#### Task brief:
Your output must be the lines below from the line containing "Convert this screenshot to React" to the line containing "border border-t-[#808080] border-l-[#808080]", both lines included, reproduced exactly and without pictures.
## Begin Data for the task
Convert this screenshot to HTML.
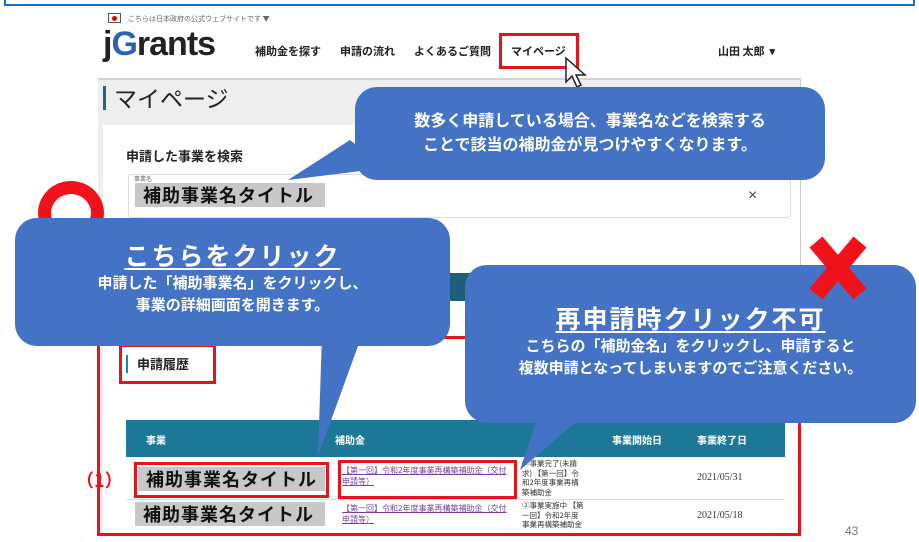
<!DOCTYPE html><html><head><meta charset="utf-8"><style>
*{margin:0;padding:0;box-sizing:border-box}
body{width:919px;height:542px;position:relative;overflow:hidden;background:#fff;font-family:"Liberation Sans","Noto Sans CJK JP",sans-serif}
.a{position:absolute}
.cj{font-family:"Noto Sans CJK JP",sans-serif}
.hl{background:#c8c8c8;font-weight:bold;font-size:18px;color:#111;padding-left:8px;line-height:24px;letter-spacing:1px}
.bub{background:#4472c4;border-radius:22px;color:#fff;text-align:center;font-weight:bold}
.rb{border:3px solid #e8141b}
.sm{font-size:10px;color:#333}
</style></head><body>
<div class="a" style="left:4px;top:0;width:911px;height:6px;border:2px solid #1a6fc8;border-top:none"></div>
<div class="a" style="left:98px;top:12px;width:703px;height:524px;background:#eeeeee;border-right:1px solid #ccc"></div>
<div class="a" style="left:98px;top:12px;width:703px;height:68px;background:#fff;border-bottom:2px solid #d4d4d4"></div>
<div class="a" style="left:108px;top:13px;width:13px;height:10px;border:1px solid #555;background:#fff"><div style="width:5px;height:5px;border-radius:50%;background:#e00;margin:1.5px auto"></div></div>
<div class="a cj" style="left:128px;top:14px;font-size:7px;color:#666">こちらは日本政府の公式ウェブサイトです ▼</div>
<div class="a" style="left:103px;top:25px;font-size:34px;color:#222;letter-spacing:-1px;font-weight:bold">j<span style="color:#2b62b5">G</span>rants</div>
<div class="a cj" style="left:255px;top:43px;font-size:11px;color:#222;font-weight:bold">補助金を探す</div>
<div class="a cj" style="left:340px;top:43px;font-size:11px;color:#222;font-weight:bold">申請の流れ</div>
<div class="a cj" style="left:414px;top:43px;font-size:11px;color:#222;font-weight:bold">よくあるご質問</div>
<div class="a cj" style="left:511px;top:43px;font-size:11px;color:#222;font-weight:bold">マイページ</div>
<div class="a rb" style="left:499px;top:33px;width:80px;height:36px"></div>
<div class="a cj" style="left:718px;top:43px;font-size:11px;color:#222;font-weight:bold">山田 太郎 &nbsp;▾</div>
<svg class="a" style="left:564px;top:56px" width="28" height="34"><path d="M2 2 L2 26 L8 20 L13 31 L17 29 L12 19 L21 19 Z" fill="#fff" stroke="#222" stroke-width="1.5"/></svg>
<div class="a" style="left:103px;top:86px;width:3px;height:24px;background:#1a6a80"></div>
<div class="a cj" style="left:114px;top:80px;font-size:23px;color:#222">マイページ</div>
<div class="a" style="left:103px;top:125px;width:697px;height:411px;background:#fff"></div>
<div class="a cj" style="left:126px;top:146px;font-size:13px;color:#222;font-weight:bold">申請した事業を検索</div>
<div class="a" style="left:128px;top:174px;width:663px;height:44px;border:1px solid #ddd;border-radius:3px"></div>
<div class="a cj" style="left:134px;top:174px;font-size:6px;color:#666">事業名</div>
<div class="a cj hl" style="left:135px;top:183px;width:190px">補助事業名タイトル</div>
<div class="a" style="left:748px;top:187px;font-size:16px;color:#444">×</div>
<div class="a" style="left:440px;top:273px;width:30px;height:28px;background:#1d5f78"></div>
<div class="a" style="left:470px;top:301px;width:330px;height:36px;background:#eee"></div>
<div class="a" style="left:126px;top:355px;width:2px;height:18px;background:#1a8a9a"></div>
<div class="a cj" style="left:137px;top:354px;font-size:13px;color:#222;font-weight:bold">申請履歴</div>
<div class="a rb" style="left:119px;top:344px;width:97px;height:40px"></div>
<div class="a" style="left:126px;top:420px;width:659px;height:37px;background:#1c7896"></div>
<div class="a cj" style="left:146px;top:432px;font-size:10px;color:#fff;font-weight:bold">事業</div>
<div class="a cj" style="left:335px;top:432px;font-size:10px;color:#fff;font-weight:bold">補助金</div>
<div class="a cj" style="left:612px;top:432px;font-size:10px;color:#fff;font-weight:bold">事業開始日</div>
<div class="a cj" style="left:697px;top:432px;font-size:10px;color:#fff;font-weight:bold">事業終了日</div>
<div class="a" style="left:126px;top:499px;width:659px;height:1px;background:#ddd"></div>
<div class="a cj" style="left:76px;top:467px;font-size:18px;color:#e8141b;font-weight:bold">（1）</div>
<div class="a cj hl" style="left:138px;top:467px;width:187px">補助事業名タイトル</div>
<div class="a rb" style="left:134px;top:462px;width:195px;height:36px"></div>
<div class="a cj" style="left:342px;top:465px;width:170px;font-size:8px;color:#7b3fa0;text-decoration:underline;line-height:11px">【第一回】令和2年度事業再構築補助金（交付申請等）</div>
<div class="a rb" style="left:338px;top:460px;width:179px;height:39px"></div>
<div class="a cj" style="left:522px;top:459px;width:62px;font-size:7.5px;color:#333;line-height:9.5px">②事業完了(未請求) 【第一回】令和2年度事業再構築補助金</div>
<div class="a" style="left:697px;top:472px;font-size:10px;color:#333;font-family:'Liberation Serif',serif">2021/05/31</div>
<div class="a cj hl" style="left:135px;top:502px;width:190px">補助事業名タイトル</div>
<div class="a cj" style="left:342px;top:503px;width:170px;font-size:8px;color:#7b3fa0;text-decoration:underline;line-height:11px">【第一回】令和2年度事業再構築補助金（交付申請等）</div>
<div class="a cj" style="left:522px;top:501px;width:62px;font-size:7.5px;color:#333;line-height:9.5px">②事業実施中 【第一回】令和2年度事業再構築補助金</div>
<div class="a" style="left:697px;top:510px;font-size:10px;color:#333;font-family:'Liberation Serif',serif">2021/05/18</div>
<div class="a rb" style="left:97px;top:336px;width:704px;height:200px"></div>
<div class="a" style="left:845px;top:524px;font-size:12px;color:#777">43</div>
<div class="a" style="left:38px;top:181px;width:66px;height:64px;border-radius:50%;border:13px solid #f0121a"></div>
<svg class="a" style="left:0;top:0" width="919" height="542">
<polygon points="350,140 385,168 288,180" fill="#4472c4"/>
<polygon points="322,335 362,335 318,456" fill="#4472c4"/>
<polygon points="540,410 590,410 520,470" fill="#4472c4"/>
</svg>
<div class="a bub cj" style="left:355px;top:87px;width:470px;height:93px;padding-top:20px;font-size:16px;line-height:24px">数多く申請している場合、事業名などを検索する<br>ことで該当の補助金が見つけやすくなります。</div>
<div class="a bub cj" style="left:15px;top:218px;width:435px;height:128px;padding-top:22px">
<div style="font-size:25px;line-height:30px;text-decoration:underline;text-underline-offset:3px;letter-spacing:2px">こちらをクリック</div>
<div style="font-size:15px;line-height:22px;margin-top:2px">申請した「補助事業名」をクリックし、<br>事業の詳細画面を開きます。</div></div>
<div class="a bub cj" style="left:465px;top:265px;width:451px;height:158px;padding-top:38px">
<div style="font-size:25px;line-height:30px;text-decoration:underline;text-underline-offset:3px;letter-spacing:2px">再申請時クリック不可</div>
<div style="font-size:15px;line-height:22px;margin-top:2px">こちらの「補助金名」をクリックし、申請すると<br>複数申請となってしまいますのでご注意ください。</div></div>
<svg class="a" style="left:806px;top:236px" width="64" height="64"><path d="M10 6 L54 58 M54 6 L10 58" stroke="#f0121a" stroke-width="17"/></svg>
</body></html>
## End Data for the task
## Begin Data for the task
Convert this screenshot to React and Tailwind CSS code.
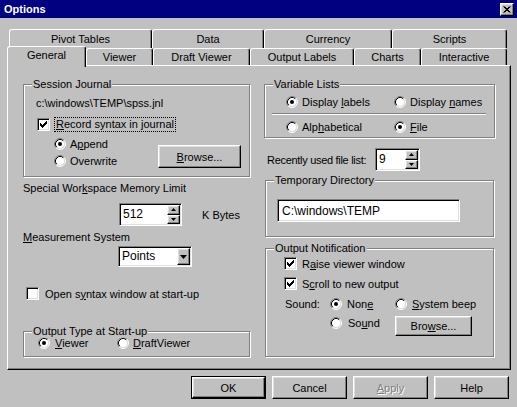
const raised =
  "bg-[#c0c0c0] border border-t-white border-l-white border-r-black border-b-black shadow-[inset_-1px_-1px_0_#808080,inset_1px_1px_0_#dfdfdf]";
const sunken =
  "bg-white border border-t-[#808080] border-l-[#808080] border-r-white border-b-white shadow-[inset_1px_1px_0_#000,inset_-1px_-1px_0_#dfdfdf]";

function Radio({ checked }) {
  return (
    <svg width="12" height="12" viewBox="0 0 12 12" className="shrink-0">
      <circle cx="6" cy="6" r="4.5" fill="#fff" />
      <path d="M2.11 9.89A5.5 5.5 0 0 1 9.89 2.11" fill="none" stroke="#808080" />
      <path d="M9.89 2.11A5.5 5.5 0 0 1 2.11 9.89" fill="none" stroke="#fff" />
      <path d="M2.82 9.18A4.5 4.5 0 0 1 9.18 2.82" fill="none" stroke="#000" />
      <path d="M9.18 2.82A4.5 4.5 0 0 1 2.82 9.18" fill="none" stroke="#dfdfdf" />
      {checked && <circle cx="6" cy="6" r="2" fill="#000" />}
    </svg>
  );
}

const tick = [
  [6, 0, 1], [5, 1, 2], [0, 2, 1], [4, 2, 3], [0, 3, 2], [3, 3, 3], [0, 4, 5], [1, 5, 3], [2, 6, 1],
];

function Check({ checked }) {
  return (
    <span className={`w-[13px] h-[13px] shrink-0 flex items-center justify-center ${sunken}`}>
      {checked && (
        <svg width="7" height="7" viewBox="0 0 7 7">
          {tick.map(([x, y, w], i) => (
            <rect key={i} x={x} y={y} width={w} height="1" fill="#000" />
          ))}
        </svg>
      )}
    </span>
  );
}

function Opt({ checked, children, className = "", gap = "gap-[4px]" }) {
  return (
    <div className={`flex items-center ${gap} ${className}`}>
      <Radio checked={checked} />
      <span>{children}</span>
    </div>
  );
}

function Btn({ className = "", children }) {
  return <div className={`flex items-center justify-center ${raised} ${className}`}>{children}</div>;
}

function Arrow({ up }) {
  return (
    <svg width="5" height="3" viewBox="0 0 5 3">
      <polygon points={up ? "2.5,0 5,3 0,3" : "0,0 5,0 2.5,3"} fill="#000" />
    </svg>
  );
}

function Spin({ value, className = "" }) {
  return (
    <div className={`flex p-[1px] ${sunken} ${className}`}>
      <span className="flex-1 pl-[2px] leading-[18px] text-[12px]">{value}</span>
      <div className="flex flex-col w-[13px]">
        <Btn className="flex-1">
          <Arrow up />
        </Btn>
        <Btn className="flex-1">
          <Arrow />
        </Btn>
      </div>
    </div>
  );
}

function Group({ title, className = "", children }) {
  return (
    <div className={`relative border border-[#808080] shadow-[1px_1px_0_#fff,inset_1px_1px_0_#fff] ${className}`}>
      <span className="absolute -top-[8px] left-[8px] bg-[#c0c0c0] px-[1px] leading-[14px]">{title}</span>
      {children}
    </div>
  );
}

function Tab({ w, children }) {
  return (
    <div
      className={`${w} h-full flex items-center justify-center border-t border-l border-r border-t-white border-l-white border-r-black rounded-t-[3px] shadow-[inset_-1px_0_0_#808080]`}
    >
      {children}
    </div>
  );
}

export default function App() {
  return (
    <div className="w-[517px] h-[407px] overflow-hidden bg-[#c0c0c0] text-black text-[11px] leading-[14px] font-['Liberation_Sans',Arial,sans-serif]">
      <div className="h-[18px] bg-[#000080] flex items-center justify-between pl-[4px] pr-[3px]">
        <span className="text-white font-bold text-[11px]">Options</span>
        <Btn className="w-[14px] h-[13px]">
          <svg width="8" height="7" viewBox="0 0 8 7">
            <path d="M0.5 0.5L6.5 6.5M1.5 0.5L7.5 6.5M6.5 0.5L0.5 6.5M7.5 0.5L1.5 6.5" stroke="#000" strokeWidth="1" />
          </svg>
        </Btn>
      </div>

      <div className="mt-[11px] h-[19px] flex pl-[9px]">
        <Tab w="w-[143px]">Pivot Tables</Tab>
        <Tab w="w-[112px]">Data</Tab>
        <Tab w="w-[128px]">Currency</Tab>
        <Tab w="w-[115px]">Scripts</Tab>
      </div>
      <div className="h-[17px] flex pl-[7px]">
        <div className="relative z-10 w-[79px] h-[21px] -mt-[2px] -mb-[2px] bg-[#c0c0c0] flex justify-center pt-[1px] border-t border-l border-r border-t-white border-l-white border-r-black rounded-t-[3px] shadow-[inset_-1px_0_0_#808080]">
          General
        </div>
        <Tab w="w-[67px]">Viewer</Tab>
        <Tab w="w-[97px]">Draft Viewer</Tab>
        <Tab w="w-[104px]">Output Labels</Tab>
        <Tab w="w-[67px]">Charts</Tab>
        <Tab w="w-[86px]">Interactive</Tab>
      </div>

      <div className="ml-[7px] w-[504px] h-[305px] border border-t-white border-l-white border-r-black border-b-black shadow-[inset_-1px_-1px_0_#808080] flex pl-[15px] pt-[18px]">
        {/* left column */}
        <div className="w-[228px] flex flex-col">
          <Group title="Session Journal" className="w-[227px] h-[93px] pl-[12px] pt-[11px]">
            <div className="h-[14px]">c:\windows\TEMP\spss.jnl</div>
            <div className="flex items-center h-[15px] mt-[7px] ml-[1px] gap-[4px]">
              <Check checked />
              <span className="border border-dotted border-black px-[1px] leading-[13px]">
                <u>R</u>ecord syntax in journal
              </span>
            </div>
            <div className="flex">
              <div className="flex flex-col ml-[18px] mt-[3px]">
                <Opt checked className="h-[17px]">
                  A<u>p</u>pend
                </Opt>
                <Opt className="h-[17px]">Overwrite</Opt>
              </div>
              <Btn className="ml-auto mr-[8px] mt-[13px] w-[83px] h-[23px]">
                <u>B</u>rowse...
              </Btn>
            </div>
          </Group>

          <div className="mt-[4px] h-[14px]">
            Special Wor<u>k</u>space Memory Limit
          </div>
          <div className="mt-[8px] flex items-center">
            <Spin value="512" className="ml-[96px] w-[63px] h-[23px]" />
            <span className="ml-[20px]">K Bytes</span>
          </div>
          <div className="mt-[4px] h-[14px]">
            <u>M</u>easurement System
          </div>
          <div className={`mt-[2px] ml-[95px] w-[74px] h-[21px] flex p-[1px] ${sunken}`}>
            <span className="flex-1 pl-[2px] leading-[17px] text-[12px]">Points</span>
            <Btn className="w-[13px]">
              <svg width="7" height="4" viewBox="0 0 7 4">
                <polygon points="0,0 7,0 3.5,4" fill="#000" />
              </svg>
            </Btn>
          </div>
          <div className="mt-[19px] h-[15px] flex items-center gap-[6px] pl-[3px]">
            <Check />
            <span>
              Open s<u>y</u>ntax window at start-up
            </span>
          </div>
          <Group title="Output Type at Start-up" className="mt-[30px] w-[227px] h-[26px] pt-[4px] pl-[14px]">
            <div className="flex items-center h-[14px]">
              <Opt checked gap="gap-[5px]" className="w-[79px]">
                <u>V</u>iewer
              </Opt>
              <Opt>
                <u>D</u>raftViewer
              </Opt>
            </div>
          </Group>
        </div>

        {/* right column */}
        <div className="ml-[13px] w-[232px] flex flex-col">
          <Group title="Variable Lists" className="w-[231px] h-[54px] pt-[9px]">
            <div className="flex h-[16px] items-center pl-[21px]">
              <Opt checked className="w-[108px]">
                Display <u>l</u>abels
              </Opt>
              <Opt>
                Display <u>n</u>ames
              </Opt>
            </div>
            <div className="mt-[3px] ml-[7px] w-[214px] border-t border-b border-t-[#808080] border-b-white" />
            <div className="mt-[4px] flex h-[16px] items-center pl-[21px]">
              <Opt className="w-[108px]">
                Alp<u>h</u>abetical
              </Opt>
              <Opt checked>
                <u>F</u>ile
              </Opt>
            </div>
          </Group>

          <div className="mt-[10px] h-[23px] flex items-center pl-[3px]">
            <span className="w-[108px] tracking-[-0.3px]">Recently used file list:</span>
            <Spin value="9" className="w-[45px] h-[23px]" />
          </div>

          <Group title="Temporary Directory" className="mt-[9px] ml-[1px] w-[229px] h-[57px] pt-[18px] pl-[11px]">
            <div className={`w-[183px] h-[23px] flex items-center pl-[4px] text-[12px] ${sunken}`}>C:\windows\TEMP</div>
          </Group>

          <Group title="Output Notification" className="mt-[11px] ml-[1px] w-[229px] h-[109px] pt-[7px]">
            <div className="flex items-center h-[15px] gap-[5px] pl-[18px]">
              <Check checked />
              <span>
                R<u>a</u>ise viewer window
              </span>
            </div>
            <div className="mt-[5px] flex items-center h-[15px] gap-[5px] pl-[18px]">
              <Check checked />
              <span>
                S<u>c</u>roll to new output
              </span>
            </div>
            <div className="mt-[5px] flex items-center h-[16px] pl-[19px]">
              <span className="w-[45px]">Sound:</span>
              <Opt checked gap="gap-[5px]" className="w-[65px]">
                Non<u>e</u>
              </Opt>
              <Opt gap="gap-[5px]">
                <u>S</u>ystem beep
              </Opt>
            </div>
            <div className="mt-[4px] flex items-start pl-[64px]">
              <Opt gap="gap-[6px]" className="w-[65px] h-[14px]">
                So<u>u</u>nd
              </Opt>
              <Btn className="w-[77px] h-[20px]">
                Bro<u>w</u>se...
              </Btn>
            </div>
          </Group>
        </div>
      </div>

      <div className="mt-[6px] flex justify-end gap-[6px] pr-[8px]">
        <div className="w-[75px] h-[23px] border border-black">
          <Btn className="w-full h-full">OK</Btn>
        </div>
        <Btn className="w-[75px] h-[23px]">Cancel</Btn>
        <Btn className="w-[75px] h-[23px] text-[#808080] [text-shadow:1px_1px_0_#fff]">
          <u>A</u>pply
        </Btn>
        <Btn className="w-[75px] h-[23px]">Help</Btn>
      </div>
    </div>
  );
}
## End Data for the task
## Begin Data for the task
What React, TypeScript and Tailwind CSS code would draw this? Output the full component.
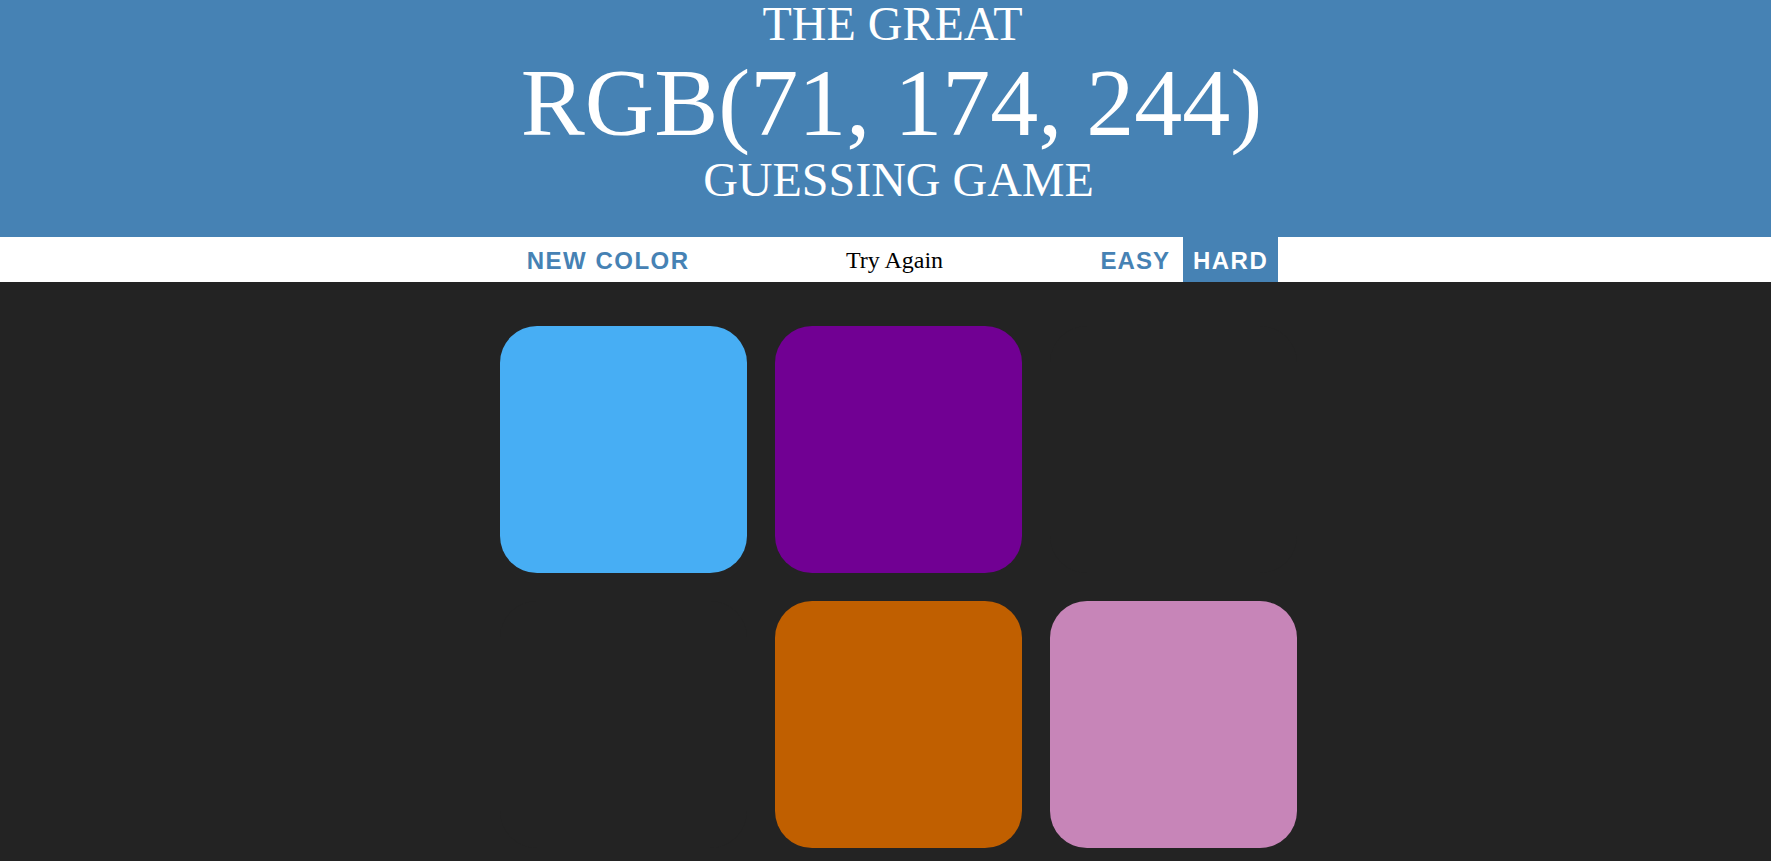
## End Data for the task
#### Task response:
Convert this screenshot to React and Tailwind CSS code.
const raised =
  "bg-[#c0c0c0] border border-t-white border-l-white border-r-black border-b-black shadow-[inset_-1px_-1px_0_#808080,inset_1px_1px_0_#dfdfdf]";
const sunken =
  "bg-white border border-t-[#808080] border-l-[#808080] border-r-white border-b-white shadow-[inset_1px_1px_0_#000,inset_-1px_-1px_0_#dfdfdf]";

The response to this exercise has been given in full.